When we speak of transboundary waters we tend to focus at the large top-down scale, partly because of the enormous scale of international basins. However, in my opinion work at the grass roots must go hand in hand with top down efforts in order to lead to successful hydropolitics. As part of ORASECOM the OSR Awareness Kit was created which provides a knowledge base aimed at stakeholders from ordinary people to government departments. It aims to integrate and share knowledge across the basin, a positive step in connecting scales.
However, this post focuses on a more practical initiative outside the basin called ‘Excellent Development’. It works solely at the grassroots building sand dams in Kenya that provide a year round supply of water in seasonal environments storing only 1% of downstream flow.

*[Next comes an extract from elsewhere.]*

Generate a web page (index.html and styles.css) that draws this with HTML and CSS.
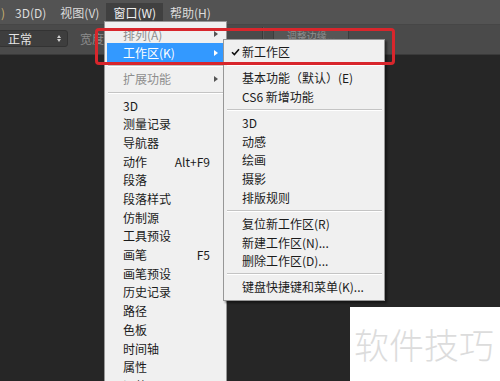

The dams capture and store water from seasonal riverbeds beneath the sand (video and fig.1) storing 2-20 million litres of water[1].
Figure 1: Sand Dam Diagram.







Figure 2: Aljazeera video on sand dam construction in rural Kenya. 








Source: [2]
The water is protected under the sand from waterborne disease and evapotranspiration (average ET loss for Africa = 70-90% of precipitation)[3]. The dams create a microclimate in the hottest and driest parts of Kenya (video and fig.1) by replenishing groundwater aquifers allowing for vegetation to grow and for farmers to plant trees[4].
Figure 2: Picture showing dam, terraces and trees growing in new microclimate.




Source: [5]
The new trees avert erosion of topsoils, preventing loss of fertile soils and up to 50% of water to runoff. Excellent Development see the main aims of sand dams as to ‘alleviate conflicts’ that arise from unpredictable or reduced volumes (or increased pressures) on water supplies in arid regions[6]. Such a scheme could work with similar success in the Orange riparians rural populations producing firm resilience to and prevention against climate change in the basin where effects will be particularly harsh.

Top-down management is also necessary because of the scale of transboundary waters themselves, such as through basin level and regional treaties. However the power of the people at the grass roots to find cheap, ingenious and effective solutions to the water stress that leads to unstable hydropolitics, should never be underestimated.